• THE TASK
Skip the pictures and repeat each line of the data exactly.
-- BEGIN INFORMATION SHOWN --
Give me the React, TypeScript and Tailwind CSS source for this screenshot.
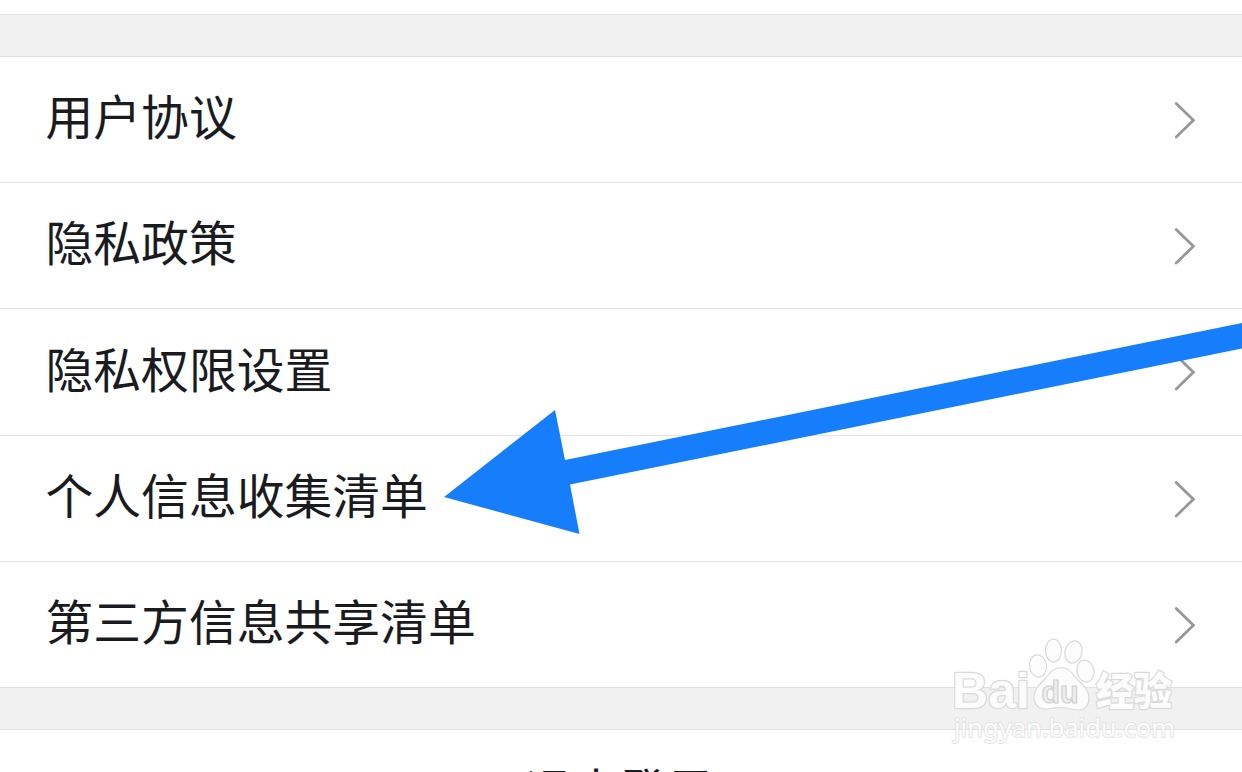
const items = [
  { label: "用户协议", height: "h-[126px] border-b" },
  { label: "隐私政策", height: "h-[126px] border-b" },
  { label: "隐私权限设置", height: "h-[127px] border-b" },
  { label: "个人信息收集清单", height: "h-[126px] border-b" },
  { label: "第三方信息共享清单", height: "h-[125px]" },
];

function Chevron() {
  return (
    <svg
      className="h-[40px] w-[26px] shrink-0"
      viewBox="0 0 26 40"
      fill="none"
      stroke="#97989c"
      strokeWidth="2.8"
    >
      <path d="M4.2 3.4 L21.4 20.2 L4.2 37" strokeLinecap="round" />
    </svg>
  );
}

function Row({ label, height }: { label: string; height: string }) {
  return (
    <li
      className={`flex items-center justify-between border-[#e4e4e5] pr-[44px] pl-[45.5px] ${height}`}
    >
      <span className="pb-[9px] text-[47.8px] leading-none whitespace-nowrap">{label}</span>
      <Chevron />
    </li>
  );
}

// Blue pointer laid over the list
function Arrow() {
  return (
    <svg
      className="pointer-events-none absolute top-0 left-0 h-[772px] w-[1242px]"
      viewBox="0 0 1242 772"
    >
      <path
        d="M444 497 L555 410 L565 460 L1242 323 L1242 348.5 L570 484.5 L579.5 534 Z"
        fill="#167efb"
      />
    </svg>
  );
}

function Watermark() {
  return (
    <svg
      className="pointer-events-none absolute top-[630px] left-[940px] h-[130px] w-[250px]"
      viewBox="0 0 250 130"
      fill="#fcfcfc"
      stroke="#d9d9d9"
      strokeWidth="1.2"
    >
      <g paintOrder="stroke" strokeLinejoin="round">
        <text
          x="12"
          y="78"
          fontSize="50"
          fontWeight="700"
          strokeWidth="2.4"
          fontFamily="'Liberation Sans', sans-serif"
          textLength="78"
          lengthAdjust="spacingAndGlyphs"
        >
          Bai
        </text>
        <text
          x="156"
          y="75"
          fontSize="39"
          fontWeight="900"
          strokeWidth="2.4"
          fontFamily="'Noto Sans CJK SC', sans-serif"
          textLength="76"
          lengthAdjust="spacingAndGlyphs"
        >
          经验
        </text>
        <text
          x="14"
          y="107"
          fontSize="25.5"
          strokeWidth="1.6"
          stroke="#e0e0e0"
          fontFamily="'Noto Sans', sans-serif"
          textLength="221"
          lengthAdjust="spacingAndGlyphs"
        >
          jingyan.baidu.com
        </text>
      </g>
      <ellipse cx="98" cy="36" rx="8.5" ry="11.2" transform="rotate(-8 98 36)" />
      <ellipse cx="113.5" cy="20.5" rx="8" ry="11.5" />
      <ellipse cx="133.5" cy="22" rx="8.5" ry="11.2" transform="rotate(14 133.5 22)" />
      <ellipse cx="145.5" cy="41" rx="8.5" ry="11" transform="rotate(-12 145.5 41)" />
      <path d="M121 37.5 C113 37.5 109 44 105 49 C100 54 94 59 94 67 C94 75 99 79.5 106 79 C112 78.5 116 77.5 121 77.5 C127 77.5 132 80 138 80 C145 80 149 75 149 68 C149 60 143 55 138 50 C133 45 130 37.5 121 37.5 Z" />
      <text
        x="101.5"
        y="72.5"
        fontFamily="'Liberation Sans', sans-serif"
        fontSize="32"
        fontWeight="700"
        fill="#eeeeee"
        stroke="#cfcfcf"
        textLength="37"
        lengthAdjust="spacingAndGlyphs"
      >
        du
      </text>
    </svg>
  );
}

export default function App() {
  return (
    <main className="relative h-[772px] w-[1242px] overflow-hidden bg-white font-['Noto_Sans_CJK_SC',sans-serif] text-[#1a1b1f]">
      <div className="h-[14px]" />
      <div className="h-[43px] border-y border-[#e0e0e1] bg-[#f1f1f1]" />
      <ul>
        {items.map((item) => (
          <Row key={item.label} {...item} />
        ))}
      </ul>
      <div className="h-[43px] border-y border-[#e0e0e1] bg-[#f1f1f1]" />
      <button className="flex h-[126px] w-full items-center justify-center pr-[2px] pb-[9px] text-[47.8px] leading-none">
        退出登录
      </button>
      <Arrow />
      <Watermark />
    </main>
  );
}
-- END INFORMATION SHOWN --
• OUTPUT FOR THIS EXERCISE
Give me the React, TypeScript and Tailwind CSS source for this screenshot.
const items = [
  { label: "用户协议", height: "h-[126px] border-b" },
  { label: "隐私政策", height: "h-[126px] border-b" },
  { label: "隐私权限设置", height: "h-[127px] border-b" },
  { label: "个人信息收集清单", height: "h-[126px] border-b" },
  { label: "第三方信息共享清单", height: "h-[125px]" },
];

function Chevron() {
  return (
    <svg
      className="h-[40px] w-[26px] shrink-0"
      viewBox="0 0 26 40"
      fill="none"
      stroke="#97989c"
      strokeWidth="2.8"
    >
      <path d="M4.2 3.4 L21.4 20.2 L4.2 37" strokeLinecap="round" />
    </svg>
  );
}

function Row({ label, height }: { label: string; height: string }) {
  return (
    <li
      className={`flex items-center justify-between border-[#e4e4e5] pr-[44px] pl-[45.5px] ${height}`}
    >
      <span className="pb-[9px] text-[47.8px] leading-none whitespace-nowrap">{label}</span>
      <Chevron />
    </li>
  );
}

// Blue pointer laid over the list
function Arrow() {
  return (
    <svg
      className="pointer-events-none absolute top-0 left-0 h-[772px] w-[1242px]"
      viewBox="0 0 1242 772"
    >
      <path
        d="M444 497 L555 410 L565 460 L1242 323 L1242 348.5 L570 484.5 L579.5 534 Z"
        fill="#167efb"
      />
    </svg>
  );
}

function Watermark() {
  return (
    <svg
      className="pointer-events-none absolute top-[630px] left-[940px] h-[130px] w-[250px]"
      viewBox="0 0 250 130"
      fill="#fcfcfc"
      stroke="#d9d9d9"
      strokeWidth="1.2"
    >
      <g paintOrder="stroke" strokeLinejoin="round">
        <text
          x="12"
          y="78"
          fontSize="50"
          fontWeight="700"
          strokeWidth="2.4"
          fontFamily="'Liberation Sans', sans-serif"
          textLength="78"
          lengthAdjust="spacingAndGlyphs"
        >
          Bai
        </text>
        <text
          x="156"
          y="75"
          fontSize="39"
          fontWeight="900"
          strokeWidth="2.4"
          fontFamily="'Noto Sans CJK SC', sans-serif"
          textLength="76"
          lengthAdjust="spacingAndGlyphs"
        >
          经验
        </text>
        <text
          x="14"
          y="107"
          fontSize="25.5"
          strokeWidth="1.6"
          stroke="#e0e0e0"
          fontFamily="'Noto Sans', sans-serif"
          textLength="221"
          lengthAdjust="spacingAndGlyphs"
        >
          jingyan.baidu.com
        </text>
      </g>
      <ellipse cx="98" cy="36" rx="8.5" ry="11.2" transform="rotate(-8 98 36)" />
      <ellipse cx="113.5" cy="20.5" rx="8" ry="11.5" />
      <ellipse cx="133.5" cy="22" rx="8.5" ry="11.2" transform="rotate(14 133.5 22)" />
      <ellipse cx="145.5" cy="41" rx="8.5" ry="11" transform="rotate(-12 145.5 41)" />
      <path d="M121 37.5 C113 37.5 109 44 105 49 C100 54 94 59 94 67 C94 75 99 79.5 106 79 C112 78.5 116 77.5 121 77.5 C127 77.5 132 80 138 80 C145 80 149 75 149 68 C149 60 143 55 138 50 C133 45 130 37.5 121 37.5 Z" />
      <text
        x="101.5"
        y="72.5"
        fontFamily="'Liberation Sans', sans-serif"
        fontSize="32"
        fontWeight="700"
        fill="#eeeeee"
        stroke="#cfcfcf"
        textLength="37"
        lengthAdjust="spacingAndGlyphs"
      >
        du
      </text>
    </svg>
  );
}

export default function App() {
  return (
    <main className="relative h-[772px] w-[1242px] overflow-hidden bg-white font-['Noto_Sans_CJK_SC',sans-serif] text-[#1a1b1f]">
      <div className="h-[14px]" />
      <div className="h-[43px] border-y border-[#e0e0e1] bg-[#f1f1f1]" />
      <ul>
        {items.map((item) => (
          <Row key={item.label} {...item} />
        ))}
      </ul>
      <div className="h-[43px] border-y border-[#e0e0e1] bg-[#f1f1f1]" />
      <button className="flex h-[126px] w-full items-center justify-center pr-[2px] pb-[9px] text-[47.8px] leading-none">
        退出登录
      </button>
      <Arrow />
      <Watermark />
    </main>
  );
}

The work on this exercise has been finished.